You can also let us know how they need to be trained. This is a beta period because we are having to tune the mail spam and ham.
However newsletters are a real pain, and we had major problems at postini and mailwise with newsletters, I'd say only 2-3% made it through others stayed quarantied. Newsletters can have a lost of "spam like" content even not being spam, with paid ads and the like.
Stephen,
Trying to spot spam using long lists of rules is very prone to this problem, unless the rule set is trained for the specific person. For example, I use, very successfully, a solution called PopFile (
POPFile: POPFileDocumentationProject) which is a Perl based Pop3 Proxy server, with a Baysian filter. I've trained it, and it's quite accurate.
This doesn't work for ISP's though, as everyone has a different idea of what spam is - newsletters being a good example.

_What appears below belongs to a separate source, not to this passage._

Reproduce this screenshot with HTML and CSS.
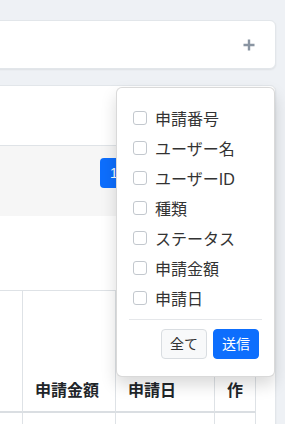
FILE: index.html
```html
<!DOCTYPE html>
<html lang="ja">
<head>
<meta charset="utf-8">
<title>申請一覧</title>
<link rel="stylesheet" href="styles.css">
</head>
<body>
<div class="page">
  <div class="card card-top">
    <svg class="plus" width="12" height="12" viewBox="0 0 12 12" aria-hidden="true">
      <path d="M6 0.5V11.5M0.5 6H11.5" stroke="#8a95a2" stroke-width="2.4" fill="none"/>
    </svg>
  </div>

  <div class="card card-main">
    <div class="card-head"></div>
    <div class="toolbar">
      <button class="btn-page">1</button>
    </div>
    <div class="spacer"></div>
    <table class="grid">
      <thead>
        <tr>
          <th class="c0"></th>
          <th class="c1">申請金額</th>
          <th class="c2">申請日</th>
          <th class="c3">操作</th>
        </tr>
      </thead>
      <tbody>
        <tr>
          <td class="c0"></td>
          <td class="c1"></td>
          <td class="c2"></td>
          <td class="c3"></td>
        </tr>
      </tbody>
    </table>
  </div>

  <div class="dropdown">
    <ul class="menu">
      <li class="item"><input type="checkbox" class="check"><span>申請番号</span></li>
      <li class="item"><input type="checkbox" class="check"><span>ユーザー名</span></li>
      <li class="item"><input type="checkbox" class="check"><span>ユーザーID</span></li>
      <li class="item"><input type="checkbox" class="check"><span>種類</span></li>
      <li class="item"><input type="checkbox" class="check"><span>ステータス</span></li>
      <li class="item"><input type="checkbox" class="check"><span>申請金額</span></li>
      <li class="item"><input type="checkbox" class="check"><span>申請日</span></li>
    </ul>
    <div class="divider"></div>
    <div class="actions">
      <button class="btn btn-light">全て</button>
      <button class="btn btn-primary">送信</button>
    </div>
  </div>
</div>
</body>
</html>
```

FILE: styles.css
```css
* { box-sizing: border-box; }

html, body {
  margin: 0;
  padding: 0;
  background: #eef1f5;
  font-family: "Liberation Sans", "Noto Sans CJK JP", sans-serif;
  color: #212529;
  overflow: hidden;
}

.page {
  position: relative;
  padding: 20px 9px 0 0;
  height: 424px;
  overflow: hidden;
}

.card {
  margin-left: -40px;
  background: #fff;
  border: 1px solid #e2e6ea;
  border-radius: 6px;
  box-shadow: 0 1px 2px rgba(0, 0, 0, 0.07);
}

.card-top {
  height: 49px;
  display: flex;
  align-items: center;
  justify-content: flex-end;
  padding-right: 20px;
}

.plus { display: block; }

.card-main {
  margin-top: 16px;
  overflow: hidden;
}

.card-head {
  height: 60px;
  border-bottom: 1px solid #dfe3e7;
}

.toolbar {
  height: 70px;
  background: #f6f6f6;
  display: flex;
  align-items: flex-start;
  padding: 12px 0 0 139px;
}

.btn-page {
  height: 30px;
  width: 30px;
  padding: 0 0 0 10px;
  text-align: left;
  border: none;
  border-radius: 4px;
  background: #0d6efd;
  color: #fff;
  font: 14px/30px "Liberation Sans", sans-serif;
}

.spacer { height: 74px; }

.grid {
  border-collapse: separate;
  border-spacing: 0;
  table-layout: fixed;
  width: 295px;
  font-size: 16px;
  line-height: 24px;
}

.grid th, .grid td {
  border-right: 1px solid #dee2e6;
  padding: 8px 12px;
  text-align: left;
  vertical-align: bottom;
}

.grid th {
  height: 123px;
  border-top: 1px solid #dee2e6;
  border-bottom: 2px solid #dadee2;
  font-weight: bold;
  color: #212529;
}

.grid td { height: 40px; }

.grid .c0 { width: 62px; }
.grid .c1 { width: 93px; }
.grid .c2 { width: 99px; }
.grid .c3 { width: 41px; }

.dropdown {
  position: absolute;
  left: 116px;
  top: 87px;
  width: 159px;
  background: #fff;
  border: 1px solid rgba(0, 0, 0, 0.15);
  border-radius: 6px;
  box-shadow: 0 8px 16px rgba(0, 0, 0, 0.15);
  padding: 15px 12px 17px;
}

.menu {
  list-style: none;
  margin: 0;
  padding: 0;
}

.item {
  height: 30px;
  display: flex;
  align-items: center;
  padding-left: 4px;
  font-size: 16px;
  color: #333;
  white-space: nowrap;
}

.check {
  appearance: none;
  -webkit-appearance: none;
  margin: 0 8px 0 0;
  width: 14px;
  height: 14px;
  border: 1px solid #c3c8ce;
  border-radius: 3px;
  background: #fff;
  flex: none;
}

.divider {
  margin: 6px 0 9px;
  height: 1px;
  background: #e5e7ea;
}

.actions {
  display: flex;
  justify-content: flex-end;
  gap: 6px;
  padding-right: 3px;
}

.btn {
  height: 30px;
  width: 46px;
  padding: 0;
  border-radius: 4px;
  font: 14px/28px "Liberation Sans", "Noto Sans CJK JP", sans-serif;
  text-align: center;
}

.btn-light {
  background: #f8f9fa;
  border: 1px solid #d9dde1;
  color: #333;
}

.btn-primary {
  background: #0d6efd;
  border: 1px solid #0d6efd;
  color: #fff;
}
```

One really good solution to this though is BrightMail (recently taken over by Symantec - see
Symantec Brightmail AntiSpam: Overview - Symantec Corp.) It works by setting up 'honeypot' email addresses, which attract REAL spam, but as they are not used for any real email, no genuine mailing lists send them mail. The system then uses the signatures of the spam it recieves to spot spam in the mail boxes it scans.
It does have a few false negatives (some spam sneaks through, but very little - certainly far less than your current solution!!) but more importantly, it does claim to only mark 1 genuine email in a million as spam - 99.9999% accurate.
I'd recommend you have a good look at this system, as it really is effective.
Regards
Adam